§ Task goal
Everything from the first line down to the line containing "const [name, setName] = useState('Math');" is to be retyped exactly, both ends included, with pictures left out.

§ Dataset section

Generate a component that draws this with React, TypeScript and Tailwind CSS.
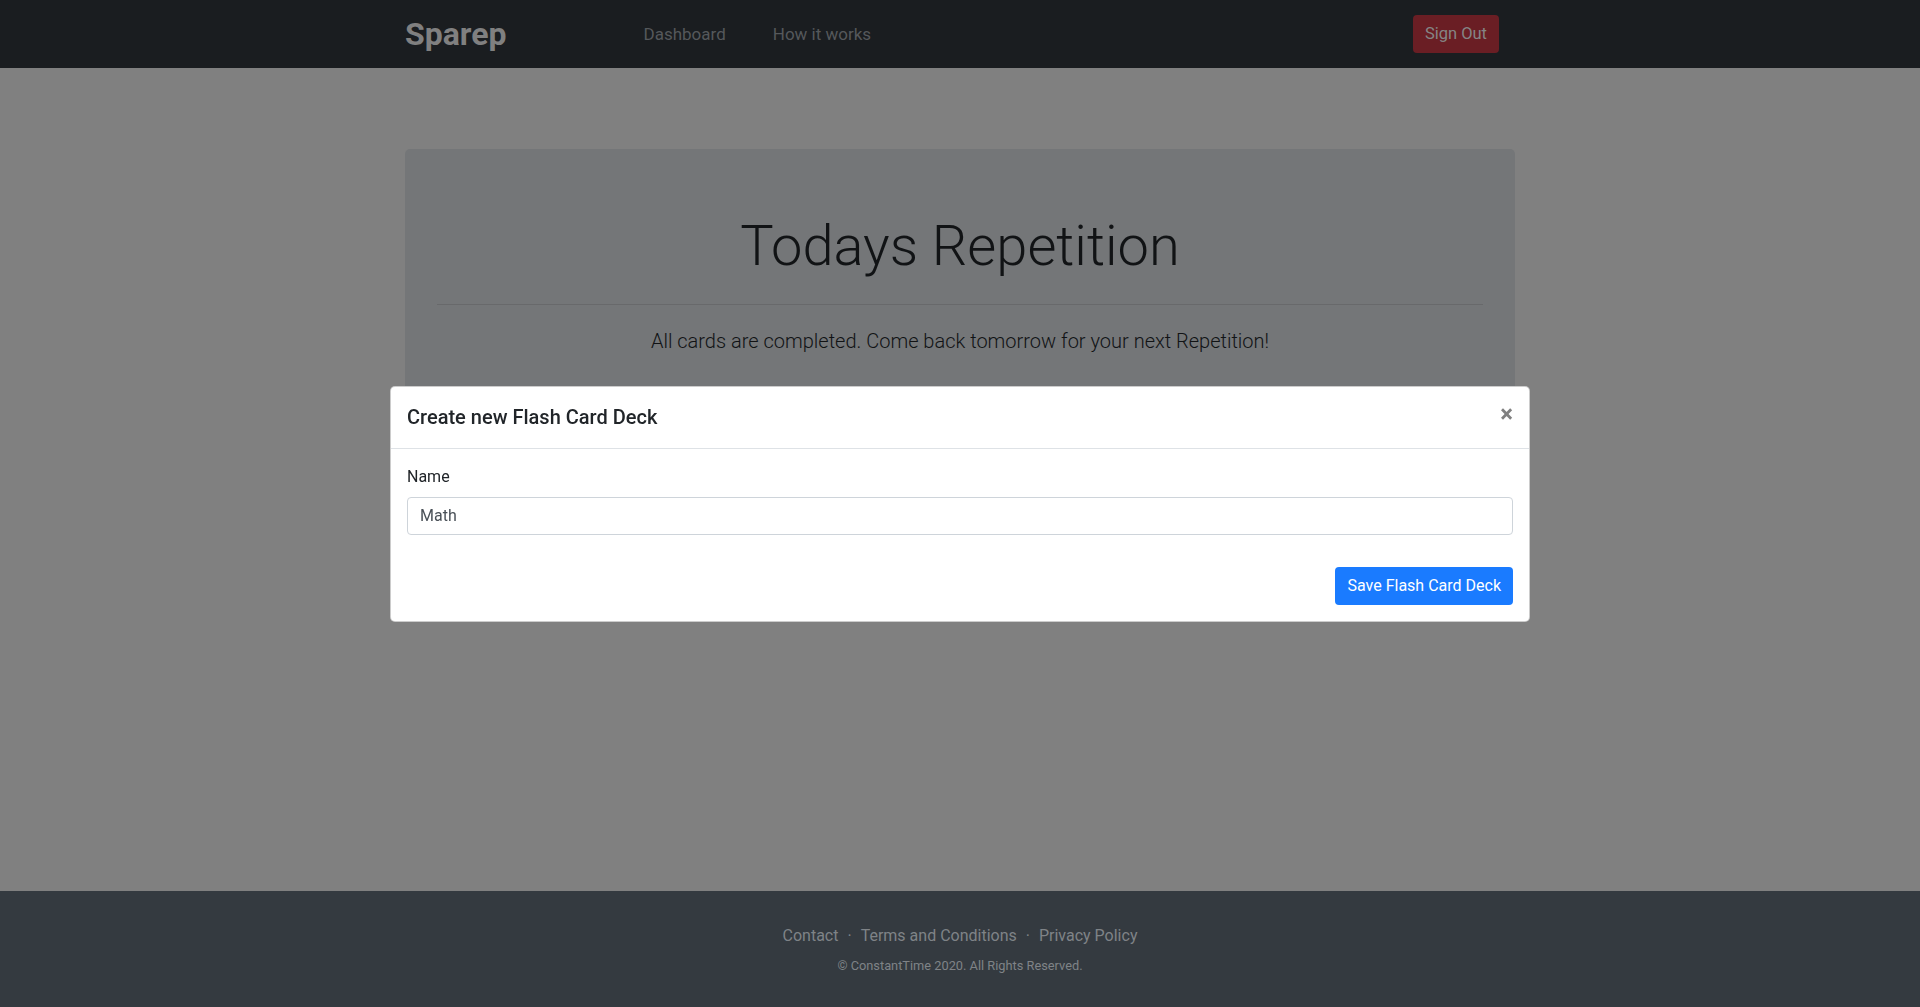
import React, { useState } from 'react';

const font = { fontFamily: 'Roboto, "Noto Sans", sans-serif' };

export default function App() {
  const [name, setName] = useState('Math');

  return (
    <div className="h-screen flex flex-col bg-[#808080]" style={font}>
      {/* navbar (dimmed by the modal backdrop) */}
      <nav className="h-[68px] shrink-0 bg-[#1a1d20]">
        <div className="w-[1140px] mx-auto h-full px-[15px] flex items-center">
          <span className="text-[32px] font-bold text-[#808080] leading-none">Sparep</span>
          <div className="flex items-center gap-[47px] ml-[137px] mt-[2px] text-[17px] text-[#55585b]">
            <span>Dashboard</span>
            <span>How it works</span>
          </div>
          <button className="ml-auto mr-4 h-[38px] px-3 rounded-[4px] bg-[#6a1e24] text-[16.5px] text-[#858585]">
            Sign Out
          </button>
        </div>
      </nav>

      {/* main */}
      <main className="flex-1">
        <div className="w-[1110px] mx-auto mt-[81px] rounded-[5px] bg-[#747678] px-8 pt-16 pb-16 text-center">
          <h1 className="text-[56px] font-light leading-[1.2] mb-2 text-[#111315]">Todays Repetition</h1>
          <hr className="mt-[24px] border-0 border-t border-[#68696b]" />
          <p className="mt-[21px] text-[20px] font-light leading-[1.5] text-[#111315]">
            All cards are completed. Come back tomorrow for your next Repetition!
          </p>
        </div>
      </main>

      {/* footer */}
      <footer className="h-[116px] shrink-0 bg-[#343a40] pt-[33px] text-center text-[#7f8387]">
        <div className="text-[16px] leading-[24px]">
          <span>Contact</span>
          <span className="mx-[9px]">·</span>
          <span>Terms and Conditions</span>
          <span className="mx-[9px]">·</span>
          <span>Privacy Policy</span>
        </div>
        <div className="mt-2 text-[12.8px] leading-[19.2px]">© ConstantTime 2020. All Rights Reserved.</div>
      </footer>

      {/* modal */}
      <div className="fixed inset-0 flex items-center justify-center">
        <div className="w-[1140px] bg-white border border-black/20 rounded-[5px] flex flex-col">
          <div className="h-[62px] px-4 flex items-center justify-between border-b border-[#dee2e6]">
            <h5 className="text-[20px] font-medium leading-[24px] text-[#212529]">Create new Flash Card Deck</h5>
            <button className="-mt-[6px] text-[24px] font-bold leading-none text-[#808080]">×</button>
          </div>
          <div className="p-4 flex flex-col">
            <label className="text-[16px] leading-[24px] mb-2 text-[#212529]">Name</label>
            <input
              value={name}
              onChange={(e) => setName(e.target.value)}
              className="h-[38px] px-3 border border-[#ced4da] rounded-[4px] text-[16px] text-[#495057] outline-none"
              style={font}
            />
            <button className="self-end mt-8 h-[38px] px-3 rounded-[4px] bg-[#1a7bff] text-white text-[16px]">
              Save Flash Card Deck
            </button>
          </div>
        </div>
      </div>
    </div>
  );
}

§ Answer
Generate a component that draws this with React, TypeScript and Tailwind CSS.
import React, { useState } from 'react';

const font = { fontFamily: 'Roboto, "Noto Sans", sans-serif' };

export default function App() {
  const [name, setName] = useState('Math');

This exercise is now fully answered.